WHAT YOU WILL DO:
Write out all the data again, exactly as it stands.

DATA LINES:
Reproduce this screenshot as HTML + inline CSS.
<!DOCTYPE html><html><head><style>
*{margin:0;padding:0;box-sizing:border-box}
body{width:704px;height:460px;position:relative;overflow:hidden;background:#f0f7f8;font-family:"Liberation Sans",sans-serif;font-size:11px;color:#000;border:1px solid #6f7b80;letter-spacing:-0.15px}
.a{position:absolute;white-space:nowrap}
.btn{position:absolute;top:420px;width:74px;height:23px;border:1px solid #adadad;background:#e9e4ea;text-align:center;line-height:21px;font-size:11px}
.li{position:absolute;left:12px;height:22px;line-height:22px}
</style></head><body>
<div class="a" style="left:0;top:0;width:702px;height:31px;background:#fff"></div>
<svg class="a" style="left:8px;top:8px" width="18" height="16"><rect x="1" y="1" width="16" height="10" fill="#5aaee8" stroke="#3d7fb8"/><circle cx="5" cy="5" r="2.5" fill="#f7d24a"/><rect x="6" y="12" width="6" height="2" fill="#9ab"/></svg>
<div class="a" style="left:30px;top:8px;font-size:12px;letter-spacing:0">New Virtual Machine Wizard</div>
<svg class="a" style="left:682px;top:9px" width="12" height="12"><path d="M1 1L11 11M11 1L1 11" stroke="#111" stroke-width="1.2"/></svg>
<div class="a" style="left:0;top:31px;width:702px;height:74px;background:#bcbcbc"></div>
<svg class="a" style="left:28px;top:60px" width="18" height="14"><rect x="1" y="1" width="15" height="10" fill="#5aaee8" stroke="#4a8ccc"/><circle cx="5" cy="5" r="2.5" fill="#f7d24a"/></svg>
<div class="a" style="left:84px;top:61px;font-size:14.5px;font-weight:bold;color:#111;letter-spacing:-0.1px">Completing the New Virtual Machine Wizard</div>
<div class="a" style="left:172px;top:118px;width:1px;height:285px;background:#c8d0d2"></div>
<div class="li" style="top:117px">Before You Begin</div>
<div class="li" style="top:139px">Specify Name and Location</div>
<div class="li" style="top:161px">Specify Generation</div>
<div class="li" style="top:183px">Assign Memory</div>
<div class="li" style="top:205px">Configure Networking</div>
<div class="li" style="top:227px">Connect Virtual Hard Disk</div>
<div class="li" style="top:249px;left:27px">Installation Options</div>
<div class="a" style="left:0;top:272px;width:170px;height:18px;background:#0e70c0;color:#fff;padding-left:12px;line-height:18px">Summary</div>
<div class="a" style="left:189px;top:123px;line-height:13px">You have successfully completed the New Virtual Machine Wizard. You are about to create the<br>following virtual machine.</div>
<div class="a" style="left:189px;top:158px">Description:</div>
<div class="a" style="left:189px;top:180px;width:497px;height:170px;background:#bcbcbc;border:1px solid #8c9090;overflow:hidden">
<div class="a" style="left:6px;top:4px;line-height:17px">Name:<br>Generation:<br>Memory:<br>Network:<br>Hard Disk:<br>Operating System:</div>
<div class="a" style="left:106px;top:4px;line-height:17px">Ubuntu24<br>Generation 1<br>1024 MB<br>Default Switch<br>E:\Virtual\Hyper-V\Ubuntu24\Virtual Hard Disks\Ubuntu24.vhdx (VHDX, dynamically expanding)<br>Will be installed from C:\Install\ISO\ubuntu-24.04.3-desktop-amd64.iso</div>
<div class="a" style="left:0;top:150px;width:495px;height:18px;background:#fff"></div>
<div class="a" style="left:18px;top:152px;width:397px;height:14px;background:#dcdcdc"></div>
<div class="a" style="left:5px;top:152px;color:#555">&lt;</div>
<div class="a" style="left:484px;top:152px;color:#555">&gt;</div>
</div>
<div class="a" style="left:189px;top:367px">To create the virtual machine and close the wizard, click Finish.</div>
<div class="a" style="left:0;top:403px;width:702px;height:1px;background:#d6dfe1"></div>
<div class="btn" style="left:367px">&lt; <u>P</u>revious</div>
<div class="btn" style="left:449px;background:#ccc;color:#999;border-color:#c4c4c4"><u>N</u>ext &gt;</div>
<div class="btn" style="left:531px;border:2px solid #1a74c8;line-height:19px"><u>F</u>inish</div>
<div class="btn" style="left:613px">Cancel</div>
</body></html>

SOLUTION FOR THIS PROBLEM:
Reproduce this screenshot as HTML + inline CSS.
<!DOCTYPE html><html><head><style>
*{margin:0;padding:0;box-sizing:border-box}
body{width:704px;height:460px;position:relative;overflow:hidden;background:#f0f7f8;font-family:"Liberation Sans",sans-serif;font-size:11px;color:#000;border:1px solid #6f7b80;letter-spacing:-0.15px}
.a{position:absolute;white-space:nowrap}
.btn{position:absolute;top:420px;width:74px;height:23px;border:1px solid #adadad;background:#e9e4ea;text-align:center;line-height:21px;font-size:11px}
.li{position:absolute;left:12px;height:22px;line-height:22px}
</style></head><body>
<div class="a" style="left:0;top:0;width:702px;height:31px;background:#fff"></div>
<svg class="a" style="left:8px;top:8px" width="18" height="16"><rect x="1" y="1" width="16" height="10" fill="#5aaee8" stroke="#3d7fb8"/><circle cx="5" cy="5" r="2.5" fill="#f7d24a"/><rect x="6" y="12" width="6" height="2" fill="#9ab"/></svg>
<div class="a" style="left:30px;top:8px;font-size:12px;letter-spacing:0">New Virtual Machine Wizard</div>
<svg class="a" style="left:682px;top:9px" width="12" height="12"><path d="M1 1L11 11M11 1L1 11" stroke="#111" stroke-width="1.2"/></svg>
<div class="a" style="left:0;top:31px;width:702px;height:74px;background:#bcbcbc"></div>
<svg class="a" style="left:28px;top:60px" width="18" height="14"><rect x="1" y="1" width="15" height="10" fill="#5aaee8" stroke="#4a8ccc"/><circle cx="5" cy="5" r="2.5" fill="#f7d24a"/></svg>
<div class="a" style="left:84px;top:61px;font-size:14.5px;font-weight:bold;color:#111;letter-spacing:-0.1px">Completing the New Virtual Machine Wizard</div>
<div class="a" style="left:172px;top:118px;width:1px;height:285px;background:#c8d0d2"></div>
<div class="li" style="top:117px">Before You Begin</div>
<div class="li" style="top:139px">Specify Name and Location</div>
<div class="li" style="top:161px">Specify Generation</div>
<div class="li" style="top:183px">Assign Memory</div>
<div class="li" style="top:205px">Configure Networking</div>
<div class="li" style="top:227px">Connect Virtual Hard Disk</div>
<div class="li" style="top:249px;left:27px">Installation Options</div>
<div class="a" style="left:0;top:272px;width:170px;height:18px;background:#0e70c0;color:#fff;padding-left:12px;line-height:18px">Summary</div>
<div class="a" style="left:189px;top:123px;line-height:13px">You have successfully completed the New Virtual Machine Wizard. You are about to create the<br>following virtual machine.</div>
<div class="a" style="left:189px;top:158px">Description:</div>
<div class="a" style="left:189px;top:180px;width:497px;height:170px;background:#bcbcbc;border:1px solid #8c9090;overflow:hidden">
<div class="a" style="left:6px;top:4px;line-height:17px">Name:<br>Generation:<br>Memory:<br>Network:<br>Hard Disk:<br>Operating System:</div>
<div class="a" style="left:106px;top:4px;line-height:17px">Ubuntu24<br>Generation 1<br>1024 MB<br>Default Switch<br>E:\Virtual\Hyper-V\Ubuntu24\Virtual Hard Disks\Ubuntu24.vhdx (VHDX, dynamically expanding)<br>Will be installed from C:\Install\ISO\ubuntu-24.04.3-desktop-amd64.iso</div>
<div class="a" style="left:0;top:150px;width:495px;height:18px;background:#fff"></div>
<div class="a" style="left:18px;top:152px;width:397px;height:14px;background:#dcdcdc"></div>
<div class="a" style="left:5px;top:152px;color:#555">&lt;</div>
<div class="a" style="left:484px;top:152px;color:#555">&gt;</div>
</div>
<div class="a" style="left:189px;top:367px">To create the virtual machine and close the wizard, click Finish.</div>
<div class="a" style="left:0;top:403px;width:702px;height:1px;background:#d6dfe1"></div>
<div class="btn" style="left:367px">&lt; <u>P</u>revious</div>
<div class="btn" style="left:449px;background:#ccc;color:#999;border-color:#c4c4c4"><u>N</u>ext &gt;</div>
<div class="btn" style="left:531px;border:2px solid #1a74c8;line-height:19px"><u>F</u>inish</div>
<div class="btn" style="left:613px">Cancel</div>
</body></html>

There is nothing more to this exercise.